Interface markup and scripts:
---*---
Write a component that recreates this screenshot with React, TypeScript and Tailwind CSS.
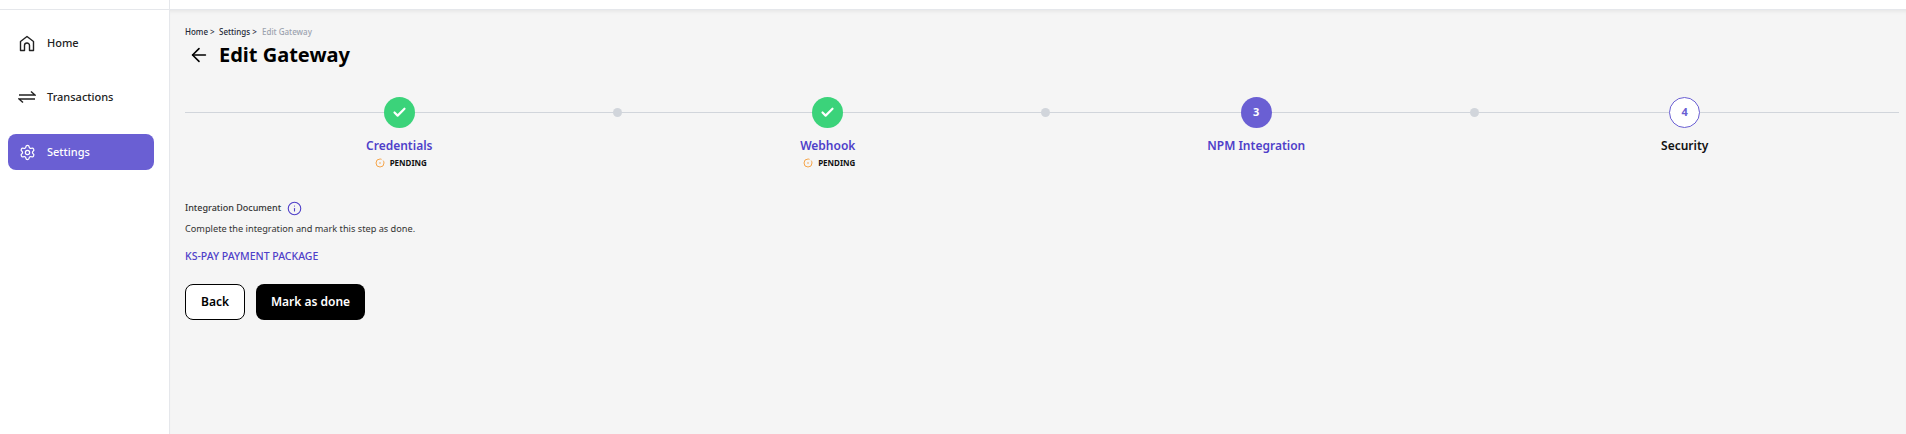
import { ArrowLeft, Check, Info, Settings } from "lucide-react";

const steps = [
  { label: "Credentials", done: true, pending: true, color: "text-[#4f3fc9]" },
  { label: "Webhook", done: true, pending: true, color: "text-[#4f3fc9]" },
  { label: "NPM Integration", number: 3, active: true, color: "text-[#4f3fc9]" },
  { label: "Security", number: 4, color: "text-[#111111]" },
];

function HomeIcon() {
  return (
    <svg width="16" height="17" viewBox="0 0 16 17" fill="none" stroke="currentColor" strokeWidth="1.4" strokeLinejoin="round">
      <path d="M1.5 6.5 8 1.5l6.500 5v9h-4v-5a2.500 2.500 0 0 0-5 0v5h-4z" />
    </svg>
  );
}

function SwapIcon() {
  return (
    <svg width="18" height="14" viewBox="0 0 18 14" fill="none" stroke="currentColor" strokeWidth="1.5">
      <path d="M1 5h16l-4-3.500" />
      <path d="M17 9H1l4 3.500" />
    </svg>
  );
}

function PendingIcon() {
  return (
    <svg width="10" height="10" viewBox="0 0 10 10" fill="none" stroke="#f5a54a" strokeWidth="1">
      <circle cx="5" cy="5" r="4" strokeDasharray="20 2" />
      <circle cx="5" cy="5" r="0.8" fill="#f5a54a" stroke="none" />
    </svg>
  );
}

function NavItem({ label, icon, active }: { label: string; icon: React.ReactNode; active?: boolean }) {
  return (
    <div
      className={
        active
          ? "mt-px flex h-9 items-center gap-2 rounded-lg bg-[#6a5fd3] pl-[7px] text-white"
          : "flex h-9 items-center gap-2 pl-[7px] text-[#222222]"
      }
    >
      <span className="flex w-[24px] justify-center">{icon}</span>
      <span className="text-[11px] font-medium">{label}</span>
    </div>
  );
}

function Step({ step, last }: { step: (typeof steps)[number]; last: boolean }) {
  return (
    <div className="relative flex flex-col items-center">
      {step.done && (
        <div className="z-10 flex h-[31px] w-[31px] items-center justify-center rounded-full bg-[#3bd37a] text-white">
          <Check size={15} strokeWidth={3.5} />
        </div>
      )}
      {step.active && (
        <div className="z-10 flex h-[31px] w-[31px] items-center justify-center rounded-full bg-[#6a5fd3] text-[11px] font-bold text-white">
          {step.number}
        </div>
      )}
      {!step.done && !step.active && (
        <div className="z-10 flex h-[31px] w-[31px] items-center justify-center rounded-full border border-[#6a5fd3] bg-white text-[11px] font-bold text-[#6a5fd3]">
          {step.number}
        </div>
      )}
      <div className={`mt-[8px] text-[12px] leading-[20px] font-semibold ${step.color}`}>{step.label}</div>
      {step.pending && (
        <div className="flex items-center gap-[5px] pl-[3px]">
          <PendingIcon />
          <span className="text-[8px] leading-[14px] font-bold text-[#111111]">PENDING</span>
        </div>
      )}
      {!last && <div className="absolute top-[11px] right-[-8px] z-10 h-[9px] w-[9px] rounded-full bg-[#d1d5db]" />}
    </div>
  );
}

export default function App() {
  return (
    <div className="flex h-[434px] w-[1906px] flex-col overflow-hidden bg-white font-['Noto_Sans',sans-serif]">
      <div className="flex h-[10px] shrink-0 border-b border-[#e5e7eb]">
        <div className="w-[170px] border-r border-[#e5e7eb]" />
      </div>
      <div className="flex flex-1">
        <aside className="flex w-[170px] shrink-0 flex-col gap-[18px] border-r border-[#e5e7eb] pt-[15px] pr-[15px] pl-[8px]">
          <NavItem label="Home" icon={<HomeIcon />} />
          <NavItem label="Transactions" icon={<SwapIcon />} />
          <NavItem label="Settings" icon={<Settings size={17} strokeWidth={1.75} />} active />
        </aside>
        <main className="flex-1 bg-[#f5f5f5] pt-[16px] pr-[7px] pl-[15px] shadow-[inset_0_4px_4px_-3px_rgba(0,0,0,0.08)]">
          <div className="flex items-center text-[8px] leading-[12px] font-medium">
            <span className="w-[34px] text-[#1f2937]">Home &gt;</span>
            <span className="w-[43px] text-[#1f2937]">Settings &gt;</span>
            <span className="text-[#9ca3af]">Edit Gateway</span>
          </div>
          <div className="mt-[2px] flex h-[30px] items-center">
            <ArrowLeft size={22} strokeWidth={1.75} className="ml-[3px] text-black" />
            <h1 className="ml-[9px] text-[20px] font-bold text-black">Edit Gateway</h1>
          </div>
          <div className="relative mt-[27px] grid grid-cols-4">
            <div className="absolute top-[15px] right-0 left-0 h-px bg-[#d1d5db]" />
            {steps.map((step, i) => (
              <Step key={step.label} step={step} last={i === steps.length - 1} />
            ))}
          </div>
          <div className="mt-[30px] flex items-center gap-[6px]">
            <span className="text-[9px] leading-[16px] font-medium text-[#333333]">Integration Document</span>
            <Info size={15} strokeWidth={1.75} className="text-[#4f3fc9]" />
          </div>
          <p className="mt-[6px] text-[9.2px] leading-[14px] text-[#333333]">Complete the integration and mark this step as done.</p>
          <div className="mt-[12px] text-[10.5px] leading-[16px] font-medium text-[#4f3fc9]">KS-PAY PAYMENT PACKAGE</div>
          <div className="mt-[20px] flex gap-[11px]">
            <button className="h-[36px] w-[60px] rounded-lg border border-black bg-white text-[12px] font-semibold text-black">Back</button>
            <button className="h-[36px] w-[109px] rounded-lg bg-black text-[12px] font-semibold text-white">Mark as done</button>
          </div>
        </main>
      </div>
    </div>
  );
}
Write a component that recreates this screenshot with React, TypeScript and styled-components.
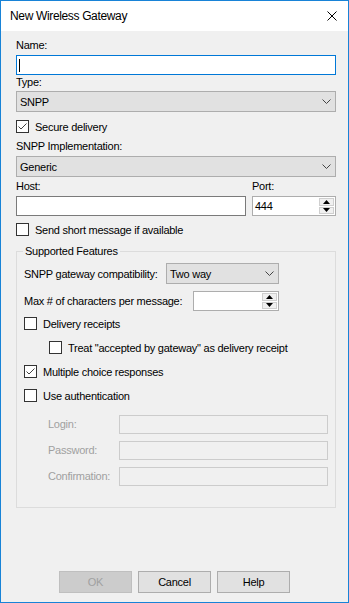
---*---
→ **OBJECTIVE**: Every record above should be transcribed exactly; the pictures stay out of the copy.

→ **SOLUTION**:
Write a component that recreates this screenshot with React, TypeScript and Tailwind CSS.
import { ArrowLeft, Check, Info, Settings } from "lucide-react";

const steps = [
  { label: "Credentials", done: true, pending: true, color: "text-[#4f3fc9]" },
  { label: "Webhook", done: true, pending: true, color: "text-[#4f3fc9]" },
  { label: "NPM Integration", number: 3, active: true, color: "text-[#4f3fc9]" },
  { label: "Security", number: 4, color: "text-[#111111]" },
];

function HomeIcon() {
  return (
    <svg width="16" height="17" viewBox="0 0 16 17" fill="none" stroke="currentColor" strokeWidth="1.4" strokeLinejoin="round">
      <path d="M1.5 6.5 8 1.5l6.500 5v9h-4v-5a2.500 2.500 0 0 0-5 0v5h-4z" />
    </svg>
  );
}

function SwapIcon() {
  return (
    <svg width="18" height="14" viewBox="0 0 18 14" fill="none" stroke="currentColor" strokeWidth="1.5">
      <path d="M1 5h16l-4-3.500" />
      <path d="M17 9H1l4 3.500" />
    </svg>
  );
}

function PendingIcon() {
  return (
    <svg width="10" height="10" viewBox="0 0 10 10" fill="none" stroke="#f5a54a" strokeWidth="1">
      <circle cx="5" cy="5" r="4" strokeDasharray="20 2" />
      <circle cx="5" cy="5" r="0.8" fill="#f5a54a" stroke="none" />
    </svg>
  );
}

function NavItem({ label, icon, active }: { label: string; icon: React.ReactNode; active?: boolean }) {
  return (
    <div
      className={
        active
          ? "mt-px flex h-9 items-center gap-2 rounded-lg bg-[#6a5fd3] pl-[7px] text-white"
          : "flex h-9 items-center gap-2 pl-[7px] text-[#222222]"
      }
    >
      <span className="flex w-[24px] justify-center">{icon}</span>
      <span className="text-[11px] font-medium">{label}</span>
    </div>
  );
}

function Step({ step, last }: { step: (typeof steps)[number]; last: boolean }) {
  return (
    <div className="relative flex flex-col items-center">
      {step.done && (
        <div className="z-10 flex h-[31px] w-[31px] items-center justify-center rounded-full bg-[#3bd37a] text-white">
          <Check size={15} strokeWidth={3.5} />
        </div>
      )}
      {step.active && (
        <div className="z-10 flex h-[31px] w-[31px] items-center justify-center rounded-full bg-[#6a5fd3] text-[11px] font-bold text-white">
          {step.number}
        </div>
      )}
      {!step.done && !step.active && (
        <div className="z-10 flex h-[31px] w-[31px] items-center justify-center rounded-full border border-[#6a5fd3] bg-white text-[11px] font-bold text-[#6a5fd3]">
          {step.number}
        </div>
      )}
      <div className={`mt-[8px] text-[12px] leading-[20px] font-semibold ${step.color}`}>{step.label}</div>
      {step.pending && (
        <div className="flex items-center gap-[5px] pl-[3px]">
          <PendingIcon />
          <span className="text-[8px] leading-[14px] font-bold text-[#111111]">PENDING</span>
        </div>
      )}
      {!last && <div className="absolute top-[11px] right-[-8px] z-10 h-[9px] w-[9px] rounded-full bg-[#d1d5db]" />}
    </div>
  );
}

export default function App() {
  return (
    <div className="flex h-[434px] w-[1906px] flex-col overflow-hidden bg-white font-['Noto_Sans',sans-serif]">
      <div className="flex h-[10px] shrink-0 border-b border-[#e5e7eb]">
        <div className="w-[170px] border-r border-[#e5e7eb]" />
      </div>
      <div className="flex flex-1">
        <aside className="flex w-[170px] shrink-0 flex-col gap-[18px] border-r border-[#e5e7eb] pt-[15px] pr-[15px] pl-[8px]">
          <NavItem label="Home" icon={<HomeIcon />} />
          <NavItem label="Transactions" icon={<SwapIcon />} />
          <NavItem label="Settings" icon={<Settings size={17} strokeWidth={1.75} />} active />
        </aside>
        <main className="flex-1 bg-[#f5f5f5] pt-[16px] pr-[7px] pl-[15px] shadow-[inset_0_4px_4px_-3px_rgba(0,0,0,0.08)]">
          <div className="flex items-center text-[8px] leading-[12px] font-medium">
            <span className="w-[34px] text-[#1f2937]">Home &gt;</span>
            <span className="w-[43px] text-[#1f2937]">Settings &gt;</span>
            <span className="text-[#9ca3af]">Edit Gateway</span>
          </div>
          <div className="mt-[2px] flex h-[30px] items-center">
            <ArrowLeft size={22} strokeWidth={1.75} className="ml-[3px] text-black" />
            <h1 className="ml-[9px] text-[20px] font-bold text-black">Edit Gateway</h1>
          </div>
          <div className="relative mt-[27px] grid grid-cols-4">
            <div className="absolute top-[15px] right-0 left-0 h-px bg-[#d1d5db]" />
            {steps.map((step, i) => (
              <Step key={step.label} step={step} last={i === steps.length - 1} />
            ))}
          </div>
          <div className="mt-[30px] flex items-center gap-[6px]">
            <span className="text-[9px] leading-[16px] font-medium text-[#333333]">Integration Document</span>
            <Info size={15} strokeWidth={1.75} className="text-[#4f3fc9]" />
          </div>
          <p className="mt-[6px] text-[9.2px] leading-[14px] text-[#333333]">Complete the integration and mark this step as done.</p>
          <div className="mt-[12px] text-[10.5px] leading-[16px] font-medium text-[#4f3fc9]">KS-PAY PAYMENT PACKAGE</div>
          <div className="mt-[20px] flex gap-[11px]">
            <button className="h-[36px] w-[60px] rounded-lg border border-black bg-white text-[12px] font-semibold text-black">Back</button>
            <button className="h-[36px] w-[109px] rounded-lg bg-black text-[12px] font-semibold text-white">Mark as done</button>
          </div>
        </main>
      </div>
    </div>
  );
}
Write a component that recreates this screenshot with React, TypeScript and styled-components.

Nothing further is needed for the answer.